Truth be told neither Jefferson nor Franklin were painted all that favorably...by the mind of Adams and McCollough.

Lyle
08-17-2010, 10:09 PM
I think my parents have both of those recent books actually. I'm pretty sure the Adams book was a Christmas gift from me... so I could get hold of it later to read. :)

rcocean
08-17-2010, 10:29 PM
Abigail on Hamilton (from David McCullough's "John Adams")

"Beware that spare Cassius has always occurred to be when I have seen that cock sparrow." "Oh, I have read his heart in his wicked eyes. The very devil is in them. They are lasciviousness itself"

On a quick re-summary of Hamilton in the book, Adams did think him a nut...and Hamiliton does come off a manipulative, controlling, glory hound. So after you read McCollough Adams you might want to read Chernow's account to even the scales and make you feel better about the man.

Truth be told neither Jefferson nor Franklin were painted all that favorably...by the mind of Adams and McCollough.

True, but Adams and Jefferson both agreed on Hamilton - both disliked him. Here is Jefferson on the difference between Hamilton and Adams:

I invited them to dine with me, and after dinner, sitting at our wine, having settled our question, other conversation came on, in which a collision of opinion arose between Mr. Adams and Colonel Hamilton, on the merits of the British Constitution, Mr. Adams giving it as his opinion, that, if some of its defects and abuses were corrected, it would be the most perfect constitution of government ever devised by man. Hamilton, on the contrary, asserted, that with its existing vices, it was the most perfect model of government that could be formed; and that the correction of its vices would render it an impracticable government. And this you May be assured was the real line of difference between the political principles of these two gentlemen. Another incident took place on the same occasion, which will further delineate Mr. Hamilton's political principles. The room being hung around with a collection of the portraits of remarkable men, among them were those of Bacon, Newton and Locke. Hamilton asked me who they were. I told him they were my trinity of the three greatest men the world had ever produced, naming them. He paused for some time: “The greatest man,” said he, “that ever lived, was Julius Caesar.” Mr. Adams was honest as a politician as well as a man; Hamilton honest as a man, but, as a politician, believing in the necessity of either force or corruption to govern men.
Thomas Jefferson in a letter to Dr. Benjamin Rush (1811)

Whatfur
08-17-2010, 10:41 PM
I think my parents have both of those recent books actually. I'm pretty the Adams book was a Christmas gift from me... so I could get hold of it later to read. :)

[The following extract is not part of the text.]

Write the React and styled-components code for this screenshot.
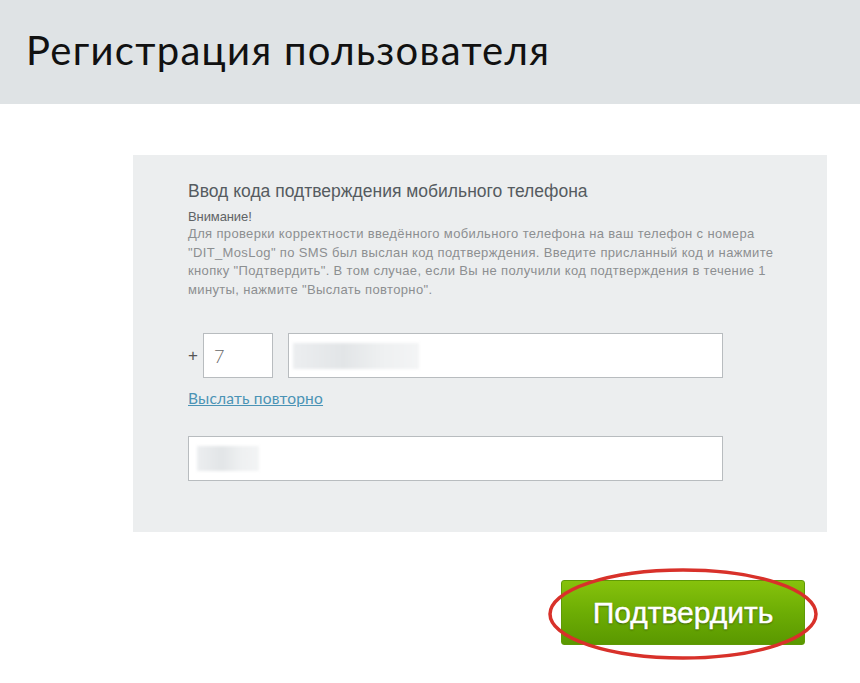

You'll like it. Read his "Truman" also...appreciated Adams more.

Adams gave me joy when he was being shipped as a diplomat to Paris and when they met a heavily armed British Merchantman and they gave chase. The American Captain suggested to Adams that there might be "warm work" and suggested he go below...but later when after a couple cannon shots the British ship struck her colors (surrendered) and the captain found Adams armed and among his marines. Gotta love those founders.